How can this be? Because doing something that is otherwise perfectly legal can become a crime when it is done to obstruct justice. Trump has the legal right to fire the FBI Director; firing the FBI Director to stop an investigation into his own advisers is obstruction of justice. Trump has the right to pardon federal criminals; pardoning one of his own flunkies to keep the flunky from testifying against Trump is criminal obstruction.

Put it this way: it is legal for me to buy a house. It is legal for me to pay more than asking price for a house (in fact, in some housing markets you have to). And it is legal to buy the District Attorney's house if he's selling it; public servants have to be allowed to sell their homes, too.
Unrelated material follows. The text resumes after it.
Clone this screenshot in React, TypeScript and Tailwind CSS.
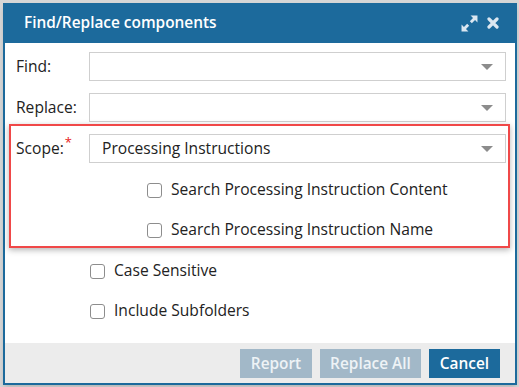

BUT, if I am under investigation by the District Attorneys office and I then offer to buy his house for, say, $100,000 more than the asking price (this is Cleveland; in San Francisco say a million over asking price) then it's attempted bribery and obstruction. Everything I did was legal, but I did it in order to obtain an illegal result. That is how the pardon power works, too. Chris Christie has the legal power to pardon criminal offenses in New Jersey; if he pardoned all of his own aides involved in Bridgegate, that's a new crime, because he would obviously be obstructing justice.

So if Donald Trump tries to squelch the Russia investigation by firing more investigators, or by pardoning his personal aides who are under investigation, that is obstruction and pretty clearly illegal. But the only remedy would be for Congress to impeach him.